A Entidade Reguladora da Saúde, por exemplo, reportou a existência de 46 relativas a potenciais violações do artigo da lei que proíbe a “recusa ou limitação de acesso aos cuidados de saúde prestados em estabelecimentos de saúde públicos ou privados”. Destes, 33 processos encontram-se ainda em análise pelos serviços e 13 foram concluídos depois de, diz o INR, se ter verificado que “as dificuldades sentidas pelos queixosos/reclamantes não estavam relacionadas com qualquer tipo de discriminação, mas com constrangimentos transversais a todo o sistema de saúde”.
A Inspecção-Geral da Educação, outro exemplo, reportou cinco queixas: uma deu origem a processo de contra-ordenação, que está em curso, as outras foram arquivadas por não se ter comprovado discriminação.

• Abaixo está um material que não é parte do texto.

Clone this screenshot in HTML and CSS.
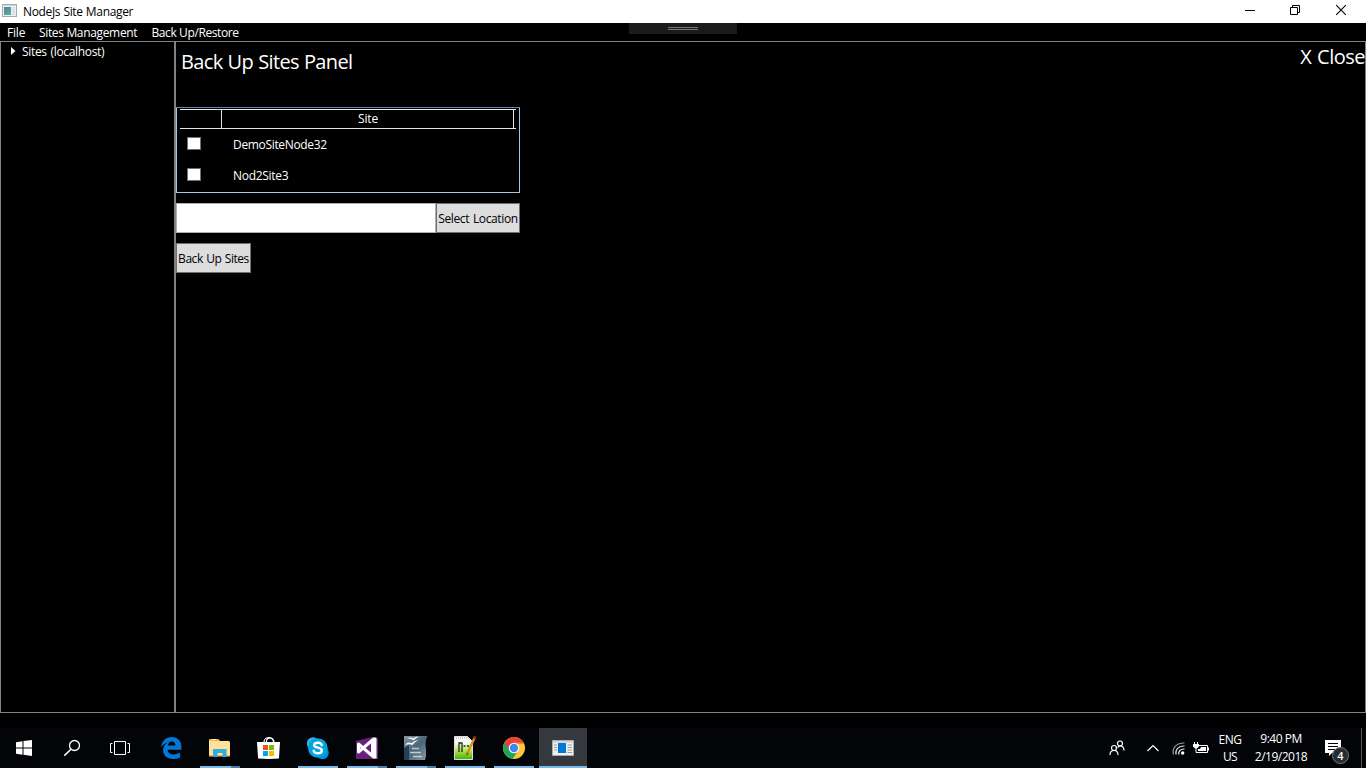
FILE: index.html
```html
<!DOCTYPE html>
<html lang="en">
<head>
<meta charset="utf-8">
<title>NodeJs Site Manager</title>
<link rel="stylesheet" href="styles.css">
</head>
<body>
<div class="screen">
  <header class="titlebar">
    <svg class="app-icon" width="16" height="14" viewBox="0 0 16 14"><defs><linearGradient id="ag" x2="0.6" y2="1"><stop stop-color="#4a7fb0"/><stop offset="1" stop-color="#5fae84"/></linearGradient></defs><rect x=".5" y=".5" width="14" height="12" fill="#eef1f3" stroke="#a5aaae"/><path d="M1 1.5h13" stroke="#d0d4d8"/><rect x="2" y="3" width="7" height="8" fill="url(#ag)"/><rect x="10" y="3" width="3" height="8" fill="#d5e5ec"/></svg>
    <span class="app-title">NodeJs Site Manager</span>
    <div class="window-buttons">
      <svg width="46" height="23"><path d="M19 10.5h10" stroke="#000"/></svg>
      <svg width="46" height="23"><path d="M18.500 7.500h7v7h-7zM20.500 7v-1.500h7v7h-2" fill="none" stroke="#000"/></svg>
      <svg width="46" height="23"><path d="M18.200 5.200l9.600 9.600M27.800 5.200l-9.600 9.600" stroke="#000" stroke-width="1.100"/></svg>
    </div>
  </header>
  <nav class="menu">
    <span class="menu-file">File</span>
    <span class="menu-sites">Sites Management</span>
    <span class="menu-backup">Back Up/Restore</span>
    <div class="grip"><i></i><i></i></div>
  </nav>
  <main class="workspace">
    <aside class="tree">
      <div class="tree-item"><svg width="5" height="8"><path d="M0 0L4.500 4L0 8z" fill="#fff"/></svg><span>Sites (localhost)</span></div>
    </aside>
    <section class="panel">
      <div class="panel-head"><h1>Back Up Sites Panel</h1><span class="close">X Close</span></div>
      <div class="site-list">
        <div class="list-header"><span></span><span class="site-col">Site</span></div>
        <div class="list-row"><i class="check"></i><span class="demo-name">DemoSiteNode32</span></div>
        <div class="list-row"><i class="check"></i><span class="nod-name">Nod2Site3</span></div>
      </div>
      <div class="location"><div class="path"></div><button class="btn select">Select Location</button></div>
      <button class="btn backup">Back Up Sites</button>
    </section>
  </main>
  <footer class="taskbar">
    <div class="slot"><svg width="48" height="40"><path d="M16 14.300l6.500-1v6.200H16zM23.500 13.100l8.500-1.100v7.500h-8.500zM16 20.500h6.500v6.300L16 25.800zM23.500 20.500H32V28l-8.500-1.200z" fill="#fff"/></svg></div>
    <div class="slot"><svg width="48" height="40"><circle cx="26.500" cy="17.500" r="5" fill="none" stroke="#fff" stroke-width="1.300"/><path d="M23 21.300l-6.700 6.300" stroke="#fff" stroke-width="1.500"/></svg></div>
    <div class="slot"><svg width="48" height="40"><path d="M18.500 13.500h11v13h-11zM16.500 15.500h-2v9h2M31.500 15.500h2v9h-2" fill="none" stroke="#fff"/></svg></div>
    <div class="slot edge"><svg width="48" height="40"><path d="M14 19.500C15 12.500 19 9 24.700 9C31 9 34.400 13.400 34.400 19v2.700H20.600c.2 3.600 3.200 4.700 6.100 4.700c2.400 0 4.500-.7 6.400-1.800v4.800c-2.200 1.200-4.600 1.700-7.200 1.700c-6.100 0-9.800-3.500-9.800-9c0-3.700 2-6.300 5.500-7.800c-3.500.7-5.900 2.500-7.600 5.200zM20.800 17.600h7.600c0-2.600-1.200-4.200-3.700-4.200c-2.200 0-3.600 1.700-3.900 4.200z" fill="#0078d7"/></svg></div>
    <div class="slot multi"><svg width="48" height="40"><path d="M13 12l1-1h8l2 2h9l1 1v14H13z" fill="#ffe29a"/><path d="M14 11h8l1 2h-9z" fill="#f6b92c"/><path d="M16 11h4v1h-4z" fill="#fff"/><path d="M13 27h21v1.500H13z" fill="#eebf55"/><path d="M17 29v-8h13.500v8h-4v-4h-5v4z" fill="#2eaee4"/></svg></div>
    <div class="slot"><svg width="48" height="40"><path d="M19 16v-2c0-6 10-6 10 0v2M21.500 15v-2c0-4 7-4 7 1" fill="none" stroke="#fff" stroke-width="1.200"/><path d="M12 14h23l-1 16.500l-10 .5l-11-.5z" fill="#fff"/><path d="M18 17h5v5h-5z" fill="#f25022"/><path d="M24 17h5v5h-5z" fill="#7fba00"/><path d="M18 23h5v5h-5z" fill="#00a4ef"/><path d="M24 23h5v5h-5z" fill="#ffb900"/></svg></div>
    <div class="slot run"><svg width="48" height="40"><circle cx="19" cy="15.500" r="6.200" fill="#30b3e8"/><circle cx="28.500" cy="24.700" r="6.300" fill="#0095d5"/><circle cx="23.800" cy="20" r="9.800" fill="#00a4df"/><path d="M27.700 17c-.5-1.600-1.900-2.200-3.800-2.200c-2.200 0-3.700.9-3.700 2.500c0 3.200 7.600 1.500 7.600 5.100c0 1.800-1.600 2.800-3.900 2.800c-2.100 0-3.900-.8-4.200-2.500" fill="none" stroke="#fff" stroke-width="2.400" stroke-linecap="round"/></svg></div>
    <div class="slot multi"><svg width="48" height="40"><path d="M13 13L29 9l6 2v20H13z" fill="#68217a"/><path d="M15.500 16v8L29.500 12v16z" fill="none" stroke="#fff" stroke-width="3" stroke-linejoin="round"/><path d="M31.500 9.500v21" stroke="#fff" stroke-width="4"/></svg></div>
    <div class="slot multi"><svg width="48" height="40"><defs><linearGradient id="oo" x2="1" y2="1"><stop stop-color="#8497a3"/><stop offset=".5" stop-color="#4c6576"/><stop offset="1" stop-color="#8b9fab"/></linearGradient></defs><path d="M12 8h23.500c-2.500 5-2 9-1.500 14c.3 4 0 7-1 10H12z" fill="url(#oo)"/><path d="M12 20l5-3v15h-5z" fill="#234153"/><path d="M15 10c3-1 5-.5 6 .5c2-1.500 4-2 6-1.500c-3 .5-4 2-5.500 3.500c-1.500-1.500-3.500-2-6.500-2.500zM13 17c2-3 5-3 7-2c2-2 4-2.500 6-2.500c-3 1.500-4 2.500-5.500 4.500c-2-1-4.500-1-7.500 0z" fill="#fff"/><path d="M20 20.500h7M18 24.500h11M21 28.500h9" stroke="#bdcbd4" stroke-width="1.500"/></svg></div>
    <div class="slot run"><svg width="48" height="40"><defs><linearGradient id="np" x2="0" y2="1"><stop offset=".3" stop-color="#f6f9ef"/><stop offset=".65" stop-color="#a5df3c"/><stop offset="1" stop-color="#46ad11"/></linearGradient></defs><path d="M13.500 8.500h13l5 5v18h-18z" fill="url(#np)" stroke="#ddd"/><path d="M15 10h14" stroke="#aaa" stroke-dasharray="1 1"/><path d="M18 24v-9h3v9M22.500 18h2M26 18h2" fill="none" stroke="#252525" stroke-width="1.300"/><path d="M26 26l7.500-16" stroke="#d59419" stroke-width="2.500"/><path d="M33 11l1.200-2.500" stroke="#a42b23" stroke-width="3"/><path d="M25.500 27.500l.2-3l2 1z" fill="#544"/></svg></div>
    <div class="slot run"><svg width="48" height="40"><circle cx="24" cy="20" r="11" fill="#fcc934"/><path d="M24 20L14.470 14.500A11 11 0 0 0 22.500 30.900L28.300 22.500z" fill="#20a35b"/><path d="M24 20l-4.300 2.500L14.470 14.500A11 11 0 0 1 33.530 14.500H24z" fill="#e94235"/><path d="M24 15h9.700" stroke="#e94235"/><circle cx="24" cy="20" r="5.300" fill="#fff"/><circle cx="24" cy="20" r="4.200" fill="#4285f4"/></svg></div>
    <div class="slot active"><svg width="48" height="40"><path d="M13.500 12.500h21v15h-21z" fill="#f2f2f2" stroke="#aaa"/><path d="M14 13h20v2H14z" fill="#d4d7da"/><path d="M19 15h8v10h-8z" fill="#0078d7"/><path d="M15 17h3M15 19.500h3M15 22h3M28.500 17h4.500M28.500 19.500h4.500M28.500 22h4.500M28.500 24.500h4.500" stroke="#999"/></svg></div>
    <div class="tray">
      <svg class="people" width="16" height="16"><g fill="none" stroke="#fff" stroke-width="1.200"><circle cx="5" cy="8" r="2.500"/><path d="M1 15c0-6 8-6 8 0"/><circle cx="11" cy="3.500" r="2.500"/><path d="M8.500 7.500c3-3 6.500-1.500 6.500 3"/></g></svg>
      <svg class="chevron" width="14" height="8"><path d="M1.500 7L7 1.500L12.500 7" fill="none" stroke="#fff" stroke-width="1.200"/></svg>
      <svg class="wifi" width="13" height="13"><g fill="none" stroke="#999" stroke-width="1.200"><path d="M1.500 12.500C-.5 6 5 .7 12.500 1"/><path d="M4 12.500c-1-5 2.500-8.700 8.500-8.500" stroke="#ddd"/><path d="M6.700 12.500c-.5-3.500 2-5.700 5.800-5.500" stroke="#fff"/></g><circle cx="10.700" cy="11" r="1.700" fill="#fff"/></svg>
      <svg class="battery" width="17" height="13"><path d="M6 3.500h8.500v7H5.500M3 6v4.500h3M15.500 5.500v3M1.500 0v3M4.500 0v3" fill="none" stroke="#fff"/><path d="M0 2h6v2.500L4 6.500H2L0 4.500zM8 5h5v4H5V7h2z" fill="#fff"/></svg>
      <div class="lang"><span class="eng">ENG</span><span class="us">US</span></div>
      <div class="clock"><span class="time">9:40 PM</span><span class="date">2/19/2018</span></div>
      <div class="notice"><svg width="16" height="17"><path d="M0 0h16v13H7l-3 3v-3H0z" fill="#fff"/><path d="M3 3.500h10M3 6.500h10M3 9.500h7" stroke="#000"/></svg><b>4</b></div>
      <i class="desktop-edge"></i>
    </div>
  </footer>
</div>
</body>
</html>
```
FILE: styles.css
```css
* { box-sizing: border-box; }
body { margin: 0; overflow: hidden; background: #000; color: #fff; font: 12px/16px "Open Sans", "Noto Sans", sans-serif; }
svg { display: block; flex: none; }
span { white-space: nowrap; }
.screen { width: 1366px; height: 768px; display: flex; flex-direction: column; }
.titlebar { height: 23px; flex: none; display: flex; background: #fff; color: #000; padding-left: 2px; }
.app-icon { margin-top: 4px; }
.app-title { margin: 4px 0 0 5px; letter-spacing: -.34px; word-spacing: .4px; }
.window-buttons { display: flex; margin-left: auto; margin-right: 2px; }
.menu { height: 18px; flex: none; position: relative; display: flex; padding: 2px 0 0 7px; }
.menu-file { width: 32px; letter-spacing: -.2px; }
.menu-sites { width: 112px; letter-spacing: -.34px; }
.menu-backup { padding-left: .5px; letter-spacing: -.4px; }
.grip { position: absolute; left: 629px; top: 0; width: 108px; height: 11px; background: #1b1b1b; padding: 4px 39px; }
.grip i { display: block; height: 1px; background: #777; margin-bottom: 1px; }
.workspace { height: 672px; flex: none; display: flex; }
.tree { width: 175px; border: 1px solid #828282; padding: 2px 0 0 10px; }
.tree-item { display: flex; align-items: center; gap: 6px; letter-spacing: -.33px; word-spacing: 1px; }
.tree-item svg { margin-bottom: 2px; }
.panel { flex: 1; border: 1px solid #828282; min-width: 0; }
.panel-head { height: 65px; display: flex; justify-content: space-between; padding-left: 5px; }
h1 { margin: 6px 0 0; font-size: 20px; line-height: 28px; font-weight: 400; letter-spacing: -.66px; word-spacing: .6px; white-space: nowrap; }
.close { margin: 1px 0 0; font-size: 20px; line-height: 28px; letter-spacing: -.5px; word-spacing: 1px; }
.site-list { width: 344px; height: 86px; border: 1px solid #a9c6de; border-top-color: #5c88b4; padding: 1px 3px; border-radius: 1px; }
.list-header { height: 20px; display: grid; grid-template-columns: 42px 292px 2px; border: solid #e5e5e5; border-width: 1px 0; }
.list-header span { border-right: 1px solid #e5e5e5; text-align: center; line-height: 18px; }
.list-header .site-col { letter-spacing: -.15px; padding-left: 1px; }
.list-row { height: 31px; display: flex; align-items: center; padding-left: 7px; }
.check { width: 14px; height: 13px; background: #fff; border: 1px solid #707070; margin: 0 32px 2px 0; }
.demo-name { letter-spacing: -.33px; }
.nod-name { letter-spacing: -.3px; }
.location { display: flex; width: 344px; margin: 10px 0; }
.path { width: 260px; height: 30px; background: #fff; border: 1px solid #abadb3; }
.btn { display: block; height: 30px; padding: 1px 0 0; border: 1px solid #707070; background: #ddd; color: #000; font: inherit; white-space: nowrap; }
.select { width: 84px; letter-spacing: -.36px; word-spacing: 1px; }
.backup { width: 75px; letter-spacing: -.46px; word-spacing: .8px; }
.taskbar { height: 40px; margin-top: 15px; flex: none; display: flex; background: #020408; }
.slot { width: 48px; height: 40px; flex: none; position: relative; margin-right: 1px; }
.slot:nth-child(-n+3) { margin-right: 0; }
.edge { margin-left: 3px; }
.run::after, .multi::after { content: ""; position: absolute; left: 4px; bottom: 0; width: 40px; height: 2px; background: #76b9ed; }
.multi::after { background: linear-gradient(90deg, #76b9ed 31px, #4a7da8 31px); }
.active { background: #35383c; border-bottom: 2px solid #76b9ed; }
.tray { margin-left: auto; width: 257px; display: flex; align-items: flex-start; font-size: 12px; }
.people { margin-top: 12px; }
.chevron { margin: 16px 0 0 21px; }
.wifi { margin: 14px 0 0 12px; }
.battery { margin: 14px 0 0 8px; }
.lang, .clock { display: flex; flex-direction: column; align-items: center; }
.lang { width: 24px; margin: 3px 0 0 8px; line-height: 17px; }
.eng { letter-spacing: -.5px; }
.us { letter-spacing: -.7px; }
.clock { width: 54px; margin: 2px 0 0 12px; line-height: 18px; }
.time { letter-spacing: -.5px; }
.date { letter-spacing: -.5px; }
.notice { position: relative; margin: 12px 0 0 17px; }
.notice b { position: absolute; left: 7px; top: 7px; width: 17px; height: 17px; border: 1px solid #777; border-radius: 50%; background: #292b2e; font-size: 11px; line-height: 15px; text-align: center; font-weight: 600; }
.desktop-edge { width: 1px; height: 40px; background: #54565a; margin-left: auto; margin-right: 4px; }
```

Mas a entidade a quem os cidadãos mais recorrem para se queixar é mesmo a Provedoria de Justiça (que tem uma Linha do Cidadão com Deficiência — 800 20 84 62). Em 2015, foram-lhe apresentadas 357 queixas (acessibilidades, segurança social, prémios desportivos, estacionamento de veículos, habitação, banca, fiscalidade, consumo, educação, saúde...). “Destas, 235 foram arquivadas por diversas razões, como por exemplo o seu encaminhamento [para outras entidades], a improcedência do pedido, a resolução da situação objecto de queixa ou a desistência do queixoso.”
Numa análise global, a violação da alínea “j” do artigo 4 da lei — que proíbe que “qualquer empresa, entidade, órgão, serviço, funcionário ou agente da administração directa ou indirecta do Estado [...] condicione ou limite a prática do exercício de qualquer direito” — é, tal como em anos anteriores, a que leva mais deficientes a reclamar junto das diferentes entidades: 55% das queixas estão relacionadas com isso. Por outro lado, prossegue o INR, registou-se “um aumento nas queixas relacionadas com a matéria da educação e da saúde” — 69 e 46, respectivamente.
Relativamente aos processos de anos anteriores a 2015, mas concluídos no decurso desse ano, as entidades competentes comunicaram a finalização de 55. Não há informação de que algum tenha resultado em multa.